When a New Yorker dies without a will, the manner in which his or her assets will be passed is determined by the state’s intestacy laws. These laws provide a mechanism to pass assets to a person’s closest living relatives regardless of whether the decedent wished them to be given to those particular people or in that manner.
When a person who is married and who has children dies without a will, all jointly-owned assets will pass automatically to the co-owner of them, which is normally the surviving spouse. The person’s assets that are owned by the decedent separately will instead go through probate and will pass according to the dictates of the intestacy laws.

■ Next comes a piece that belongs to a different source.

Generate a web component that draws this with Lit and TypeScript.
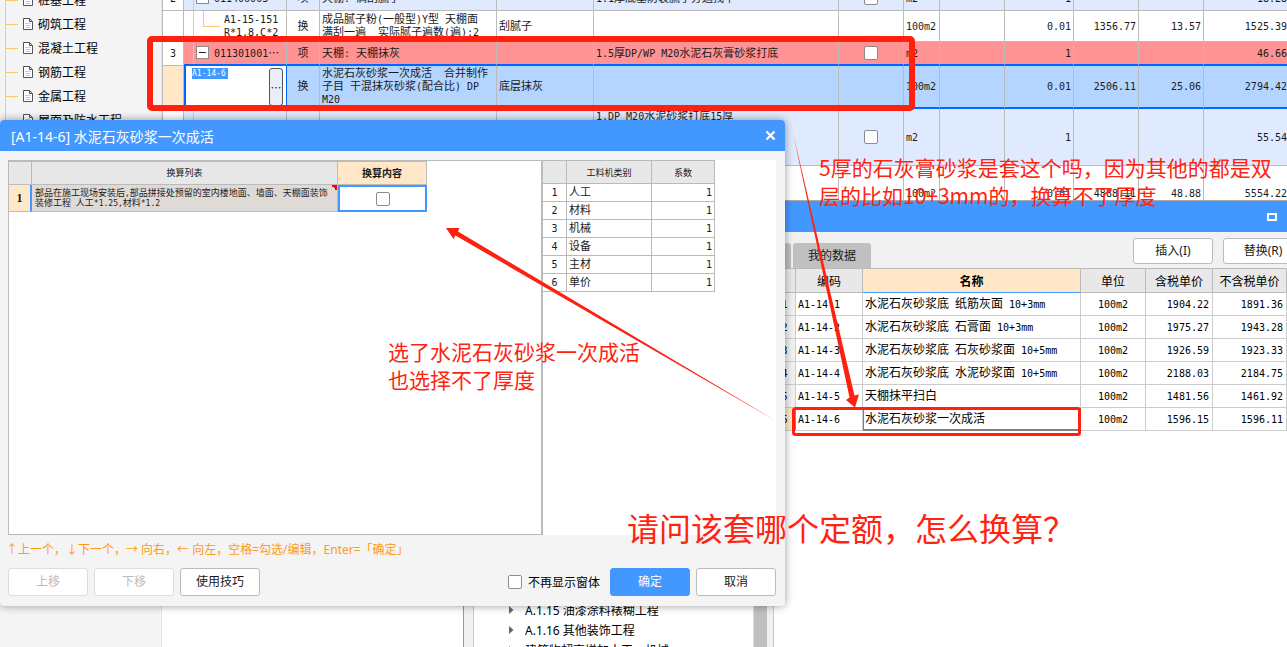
import { LitElement, html, css, svg, nothing } from "lit";
import { customElement } from "lit/decorators.js";

// Half-width runs are set in the monospaced face, the rest in the CJK face.
const mixed = (s: string) =>
  s.split(/([\x20-\x7e]+)/).map((p) => (/^[\x20-\x7e]+$/.test(p) ? html`<span class="lat">${p}</span>` : p));

const SECTIONS = ["桩基工程", "砌筑工程", "混凝土工程", "钢筋工程", "金属工程", "屋面及防水工程"];

interface Item {
  no: string; kind: string; code: string; type: string; name: string; use: string; feature: string;
  check: boolean; unit: string; qty: string; p1: string; p2: string; p3: string; p4: string;
}
const ITEMS: Item[] = [
  { no: "2", kind: "group r1", code: "011406003", type: "项", name: "天棚: 满刮腻子", use: "", feature: "1.1厚底基防裂腻子分遍找平", check: true, unit: "m2", qty: "", p1: "1", p2: "", p3: "", p4: "18.28" },
  { no: "", kind: "child r2", code: "A1-15-151\nR*1.8,C*2", type: "换", name: "成品腻子粉(一般型)Y型 天棚面\n满刮一遍  实际腻子遍数(遍):2", use: "刮腻子", feature: "", check: false, unit: "100m2", qty: "", p1: "0.01", p2: "1356.77", p3: "13.57", p4: "1525.39" },
  { no: "3", kind: "group r3", code: "011301001…", type: "项", name: "天棚: 天棚抹灰", use: "", feature: "1.5厚DP/WP M20水泥石灰膏砂浆打底", check: true, unit: "m2", qty: "", p1: "1", p2: "", p3: "", p4: "46.66" },
  { no: "", kind: "edit r4", code: "A1-14-6", type: "换", name: "水泥石灰砂浆一次成活  合并制作\n子目 干混抹灰砂浆(配合比) DP\nM20", use: "底层抹灰", feature: "", check: false, unit: "100m2", qty: "", p1: "0.01", p2: "2506.11", p3: "25.06", p4: "2794.42" },
  { no: "", kind: "group r5", code: "", type: "", name: "", use: "", feature: "1.DP M20水泥砂浆打底15厚", check: true, unit: "m2", qty: "", p1: "1", p2: "", p3: "", p4: "55.54" },
  { no: "", kind: "child r6", code: "", type: "", name: "", use: "", feature: "", check: false, unit: "100m2", qty: "", p1: "0.01", p2: "4888.11", p3: "48.88", p4: "5554.22" },
];

const QUOTAS = [
  ["A1-14-1", "水泥石灰砂浆底 纸筋灰面 10+3mm", "1904.22", "1891.36"],
  ["A1-14-2", "水泥石灰砂浆底 石膏面 10+3mm", "1975.27", "1943.28"],
  ["A1-14-3", "水泥石灰砂浆底 石灰砂浆面 10+5mm", "1926.59", "1923.33"],
  ["A1-14-4", "水泥石灰砂浆底 水泥砂浆面 10+5mm", "2188.03", "2184.75"],
  ["A1-14-5", "天棚抹平扫白", "1481.56", "1461.92"],
  ["A1-14-6", "水泥石灰砂浆一次成活", "1596.15", "1596.11"],
];

const shared = css`
  * { box-sizing: border-box; }
  :host { display: block; font-family: "Noto Sans", "Noto Sans CJK SC", sans-serif; font-size: 12px; color: #1a1a1a; }
  table { border-collapse: separate; border-spacing: 0; table-layout: fixed; width: 100%; }
  td, th { padding: 0 2px; font-weight: 400; white-space: pre; overflow: hidden; border: 0 solid #bbb; border-width: 0 1px 1px 0; }
  .lat { font-family: "DejaVu Sans Mono", monospace; font-size: 10px; line-height: 1; }
  .num { text-align: right; }
  .mid { text-align: center; }
  button { font: inherit; color: inherit; background: #fff; border: 1px solid #bbb; border-radius: 3px; padding: 0; width: 80px; height: 28px; line-height: 18px; flex: none; }
  input[type="checkbox"] { appearance: none; width: 14px; height: 14px; margin: 0; border: 1px solid #8c8c8c; border-radius: 2px; background: #fff; vertical-align: middle; flex: none; }
`;

@customElement("section-tree")
class SectionTree extends LitElement {
  static styles = [shared, css`
    :host { background: #f4f4f4; border-right: 1px solid #e6e6e6; overflow: hidden; }
    ul { list-style: none; margin: -12px 0 0; padding: 0 0 0 5px; }
    li { display: flex; align-items: center; height: 24px; gap: 4px; border-left: 1px solid #ffc66e; color: #000; white-space: nowrap; }
    li::before { content: ""; width: 12px; height: 1px; background: #ffc66e; }
    svg { width: 12px; height: 14px; }
  `];
  render() {
    return html`<ul>${SECTIONS.map((s) => html`<li>
      <svg viewBox="0 0 12 14" fill="none" stroke="#555"><path d="M1.5 1.5h6l3 3v8h-9zM7.5 1.5v3h3" fill="#fff"/><path d="M3.5 6.5h5M3.5 8.5h5M3.5 10.5h5" stroke="#ccc"/></svg>
      <span>${s}</span></li>`)}</ul>`;
  }
}

@customElement("bill-table")
class BillTable extends LitElement {
  static styles = [shared, css`
    :host { flex: 1; min-width: 0; overflow: hidden; background: #fff; }
    table { margin-top: -13px; border-left: 1px solid #bbb; font-family: "Noto Sans CJK SC", sans-serif; font-size: 11px; line-height: 13px; }
    td { padding-bottom: 2px; }
    td:last-child { border-right: 0; padding-right: 0; }
    .c-no { width: 21px; } .c-code { width: 103px; } .c-type { width: 33px; } .c-name { width: 177px; } .c-use { width: 97px; }
    .c-feat { width: 245px; } .c-chk { width: 65px; } .c-unit { width: 36px; } .c-m { width: 65px; } .c-q { width: 69px; }
    .group td { background-color: #dfeaff; }
    .group .no { background-color: #fff; }
    .r1 td { height: 24px; } .r2 td { height: 31px; } .r3 td { height: 24px; } .r4 td { height: 43px; } .r5 td { height: 57px; } .r6 td { height: 55px; }
    .r3 td { background-color: #ff9393; border-bottom: 2px solid #0066ff; }
    .r3 .no { border-bottom: 1px solid #bbb; }
    .r4 td { background-color: #b3d5ff; border-bottom: 2px solid #0066ff; }
    .r4 .no { background-color: #ffe7c8; }
    .r4 .code { background: #fff; padding: 0; border-left: 2px solid #0066ff; border-right-color: #0066ff; }
    .r5 .feature { vertical-align: top; }
    .group .code { padding-left: 12px; background-image: linear-gradient(#ffc66e, #ffc66e), linear-gradient(#ffc66e, #ffc66e); background-size: 1px 100%, 4px 1px; background-position: 9px 0, 9px 50%; background-repeat: no-repeat; }
    .r5 .code { background-size: 1px 100%, 0 0; }
    .child .code { padding-left: 40px; background-image: linear-gradient(#ffc66e, #ffc66e), linear-gradient(#ffc66e, #ffc66e), linear-gradient(#ffc66e, #ffc66e); background-size: 1px 100%, 1px 50%, 17px 1px; background-position: 9px 0, 19px 0, 19px 50%; background-repeat: no-repeat; }
    .codebox { display: flex; align-items: center; gap: 5px; }
    .fold { width: 13px; height: 13px; border: 1px solid #8c8c8c; border-radius: 0; display: grid; place-items: center; }
    .fold::before { content: ""; width: 7px; height: 1px; background: #222; }
    .editor { display: flex; justify-content: space-between; align-items: flex-start; padding: 1px 3px 1px 6px; }
    .editor input { width: 36px; height: 11px; padding: 0; border: 0; background: #4398ff; color: #fff; font: 8px "DejaVu Sans Mono", monospace; outline: none; }
    .editor button { width: 14px; height: 38px; background: #e9eef8; border-color: #555; line-height: 10px; }
  `];
  private code(r: Item) {
    if (r.kind.startsWith("edit"))
      return html`<div class="editor"><input type="text" aria-label="编码" .value=${r.code}><button aria-label="选择">…</button></div>`;
    if (r.kind.startsWith("group") && r.code)
      return html`<div class="codebox"><button class="fold" aria-label="折叠"></button><span>${mixed(r.code)}</span></div>`;
    return mixed(r.code);
  }
  render() {
    return html`<table lang="zh-CN">
      <colgroup><col class="c-no"><col class="c-code"><col class="c-type"><col class="c-name"><col class="c-use"><col class="c-feat"><col class="c-chk"><col class="c-unit"><col class="c-m"><col class="c-q"><col class="c-m"><col class="c-m"><col></colgroup>
      <tbody>${ITEMS.map((r) => html`<tr class=${r.kind}>
        <td class="no mid">${mixed(r.no)}</td><td class="code">${this.code(r)}</td><td class="mid">${r.type}</td>
        <td>${mixed(r.name)}</td><td>${r.use}</td><td class="feature">${mixed(r.feature)}</td>
        <td class="mid">${r.check ? html`<input type="checkbox" aria-label="选中">` : nothing}</td>
        <td>${mixed(r.unit)}</td><td class="num">${mixed(r.qty)}</td><td class="num">${mixed(r.p1)}</td>
        <td class="num">${mixed(r.p2)}</td><td class="num">${mixed(r.p3)}</td><td class="num">${mixed(r.p4)}</td></tr>`)}</tbody>
    </table>`;
  }
}

@customElement("quota-window")
class QuotaWindow extends LitElement {
  static styles = [shared, css`
    :host { display: flex; flex-direction: column; background: #f1f1f1; border-left: 1px solid #999; border-top: 1px solid #aaa; overflow: hidden; }
    header { height: 31px; flex: none; background: #4398ff; display: flex; justify-content: flex-end; align-items: center; padding-right: 10px; }
    header button { width: 10px; height: 8px; border: 2px solid #fff; border-radius: 0; background: none; }
    .body { flex: 1; min-height: 0; display: flex; padding-left: 9px; }
    .tree { width: 294px; flex: none; display: flex; background: #fff; border-left: 1px solid #c8c8c8; overflow: hidden; }
    ul { flex: 1; list-style: none; margin: 0; padding: 368px 0 0 35px; color: #000; }
    li { display: flex; align-items: center; gap: 11px; height: 20px; white-space: nowrap; }
    li svg { width: 5px; height: 8px; }
    .scroll { width: 14px; background: #c0c0c0; border-left: 1px solid #ddd; }
    .main { flex: 1; min-width: 0; display: flex; flex-direction: column; background: #fff; border-left: 1px solid #c8c8c8; margin-left: 6px; }
    .bar { display: flex; height: 37px; flex: none; background: #f1f1f1; align-items: flex-end; gap: 2px; border-bottom: 1px solid #bbb; }
    .tab { background: #c0c0c0; height: 25px; border: 0; border-radius: 3px 3px 0 0; width: 78px; }
    .tab.first { width: 17px; }
    .actions { display: flex; gap: 10px; margin: 0 -16px 4px auto; }
    .actions button { height: 26px; }
    .c-no { width: 22px; } .c-code { width: 67px; } .c-name { width: 218px; } .c-unit { width: 65px; } .c-p { width: 67px; }
    th { height: 24px; background: #e8e8e8; color: #000; padding: 0; }
    th.on { background: #ffe7c8; border-bottom-color: #4398ff; font-weight: 700; }
    td { height: 23px; padding-bottom: 2px; border-color: #ccc; color: #000; line-height: 14px; font-family: "Noto Sans CJK SC", sans-serif; }
    td:first-child { background: #f1f1f1; }
    .sel td:first-child { background: #ffe7c8; border-right-color: #4398ff; }
    .sel .name { border: 1px solid #808080; border-width: 1px 2px 2px 1px; padding-left: 1px; }
    td.num { padding-right: 3px; }
  `];
  render() {
    return html`
      <header><button aria-label="最大化"></button></header>
      <div class="body">
        <div class="tree">
          <ul>${["A.1.15 油漆涂料裱糊工程", "A.1.16 其他装饰工程", "建筑物超高增加人工、机械"].map((t) => html`<li>
            <svg viewBox="0 0 5 8"><path d="M0 0l4.5 4L0 8z" fill="#666"/></svg>${t}</li>`)}</ul>
          <div class="scroll"></div>
        </div>
        <div class="main">
          <div class="bar"><button class="tab first" aria-label="查询"></button><button class="tab">我的数据</button>
            <div class="actions"><button>插入(I)</button><button>替换(R)</button></div></div>
          <table>
            <colgroup><col class="c-no"><col class="c-code"><col class="c-name"><col class="c-unit"><col class="c-p"><col></colgroup>
            <thead><tr><th></th><th>编码</th><th class="on">名称</th><th>单位</th><th>含税单价</th><th>不含税单价</th></tr></thead>
            <tbody>${QUOTAS.map((q, i) => html`<tr class=${i === 5 ? "sel" : ""}>
              <td class="mid">${mixed(String(i + 1))}</td><td>${mixed(q[0])}</td><td class="name">${mixed(q[1])}</td>
              <td class="mid">${mixed("100m2")}</td><td class="num">${mixed(q[2])}</td><td class="num">${mixed(q[3])}</td></tr>`)}</tbody>
          </table>
        </div>
      </div>`;
  }
}

@customElement("convert-dialog")
class ConvertDialog extends LitElement {
  static styles = [shared, css`
    :host { display: flex; flex-direction: column; background: #f4f4f4; border-radius: 4px; box-shadow: 0 0 8px rgba(0, 0, 0, 0.4); overflow: hidden; }
    header { height: 31px; flex: none; background: #4398ff; color: #fff; display: flex; align-items: center; justify-content: space-between; padding: 0 9px 0 11px; font-size: 14px; }
    header button { width: 11px; height: 11px; border: 0; background: none; display: grid; }
    header svg { width: 11px; height: 11px; }
    h2 { margin: 0; font-size: 14px; font-weight: 400; }
    .panes { flex: 1; display: flex; margin: 9px 9px 0 8px; min-height: 0; }
    .left { width: 535px; border: 1px solid #bbb; border-right-width: 2px; background: #fff; }
    .right { flex: 1; background: #fff; }
    table { font-family: "Noto Sans CJK SC", sans-serif; }
    .conv { width: 418px; font-size: 9px; line-height: 10px; border-top: 1px solid #bbb; }
    .conv .lat { font-size: 8px; }
    .k1 { width: 23px; } .k2 { width: 306px; }
    th { background: #e8e8e8; height: 23px; padding: 0; }
    th.on { background: #ffe7c8; font-weight: 700; font-size: 10px; }
    .conv td { height: 27px; background: #e0dad7; }
    .conv .no { background: #ffe7c8; border-right: 2px solid #4398ff; padding: 0; }
    .conv .no b { font: 700 12px "Liberation Serif", serif; }
    .conv .flag { padding-left: 3px; background-image: linear-gradient(45deg, transparent 50%, #f00 50%); background-size: 6px 6px; background-position: 100% 0; background-repeat: no-repeat; }
    .conv .cell { background: #fff; border: 2px solid #4398ff; }
    .coef { width: 172px; border-top: 1px solid #bbb; font-size: 11px; line-height: 13px; }
    .coef th { height: 23px; font-size: 9px; }
    .coef td { height: 18px; padding-bottom: 2px; }
    .m1 { width: 24px; } .m2 { width: 85px; }
    .hint { margin: 5px 6px 0; height: 20px; line-height: 20px; color: #ff9a14; white-space: pre; }
    footer { display: flex; align-items: center; gap: 6px; padding: 8px 9px 10px 8px; }
    footer button:disabled { color: #bbb; border-color: #ddd; }
    .primary { background: #4398ff; border-color: #4398ff; color: #fff; }
    label { display: flex; align-items: center; gap: 6px; margin: 0 4px 0 auto; color: #000; }
  `];
  render() {
    return html`
      <header><h2>[A1-14-6] 水泥石灰砂浆一次成活</h2>
        <button aria-label="关闭"><svg viewBox="0 0 11 11"><path d="M1.500 1.500l8 8M9.500 1.500l-8 8" stroke="#fff" stroke-width="2.200"/></svg></button></header>
      <div class="panes">
        <div class="left"><table class="conv">
          <colgroup><col class="k1"><col class="k2"><col></colgroup>
          <thead><tr><th></th><th>换算列表</th><th class="on">换算内容</th></tr></thead>
          <tbody><tr><td class="no mid"><b>1</b></td>
            <td class="flag">${mixed("部品在施工现场安装后,部品拼接处预留的室内楼地面、墙面、天棚面装饰\n装修工程 人工*1.25,材料*1.2")}</td>
            <td class="cell mid"><input type="checkbox" aria-label="换算内容"></td></tr></tbody>
        </table></div>
        <div class="right"><table class="coef">
          <colgroup><col class="m1"><col class="m2"><col></colgroup>
          <thead><tr><th></th><th>工料机类别</th><th>系数</th></tr></thead>
          <tbody>${["人工", "材料", "机械", "设备", "主材", "单价"].map((n, i) => html`<tr><td class="mid">${mixed(String(i + 1))}</td><td>${n}</td><td class="num">${mixed("1")}</td></tr>`)}</tbody>
        </table></div>
      </div>
      <div class="hint">↑上一个，↓下一个，→ 向右，← 向左，空格=勾选/编辑，Enter=「确定」</div>
      <footer><button disabled>上移</button><button disabled>下移</button><button>使用技巧</button>
        <label><input type="checkbox">不再显示窗体</label><button class="primary">确定</button><button>取消</button></footer>`;
  }
}

@customElement("app-root")
class AppRoot extends LitElement {
  static styles = [shared, css`
    :host { position: relative; height: 100vh; overflow: hidden; background: #fff; }
    .page { display: flex; height: 100%; }
    section-tree { width: 162px; flex: none; }
    quota-window { position: absolute; left: 463px; top: 200px; right: 0; bottom: 0; }
    convert-dialog { position: absolute; left: 0; top: 120px; width: 785px; height: 486px; }
    .marks { position: absolute; left: 0; top: 0; width: 1287px; height: 647px; pointer-events: none; }
    .note { position: absolute; margin: 0; color: #ff2412; font-family: "Noto Sans CJK SC", sans-serif; font-size: 21px; line-height: 28px; white-space: pre; }
    .n1 { left: 819px; top: 153px; }
    .n2 { left: 388px; top: 337px; }
    .n3 { left: 627px; top: 507px; font-size: 32px; line-height: 40px; }
  `];
  render() {
    return html`
      <div class="page"><section-tree></section-tree><bill-table></bill-table></div>
      <quota-window></quota-window>
      <convert-dialog></convert-dialog>
      <svg class="marks" viewBox="0 0 1287 647" fill="none" stroke="#ff2010">${svg`
        <rect x="150" y="39" width="762" height="69" rx="2" stroke-width="6"/>
        <rect x="793.5" y="408.500" width="286" height="26" rx="2" stroke-width="3"/>
        <path stroke="none" fill="#ff2010" d="M446 228L459.500 228L458 231.500L776 421L455.500 235.500L453.500 239z"/>
        <path stroke="none" fill="#ff2010" d="M855 407.500L846 400L849.500 397.500L793 133L854.500 395.500L859 394.500z"/>`}</svg>
      <p class="note n1">5厚的石灰膏砂浆是套这个吗，因为其他的都是双<br>层的比如10+3mm的，换算不了厚度</p>
      <p class="note n2">选了水泥石灰砂浆一次成活<br>也选择不了厚度</p>
      <p class="note n3">请问该套哪个定额，怎么换算？</p>`;
  }
}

In general, if the person who dies is single and has children, then the entire estate will pass to the children equally. If an adult child predeceased the parent, the parent’s assets will go to the deceased child’s children in equal shares. If the person is single and has no children or grandchildren, the assets will first go to the decedent’s parents. If they are also dead, then the assets will go to surviving siblings. If there are none, then the assets pass to other relatives. If there are none, then the state of New York will receive the entire estate.
It is a good idea to complete estate planning in order to make certain assets will pass as the person wishes them to. People may want to discuss the different types of estate planning tools that they might want to use with their estate planning attorneys who can make recommendations according to their clients’ individual wishes and needs. Attorneys can also point out the tax implications of various methods of distributions.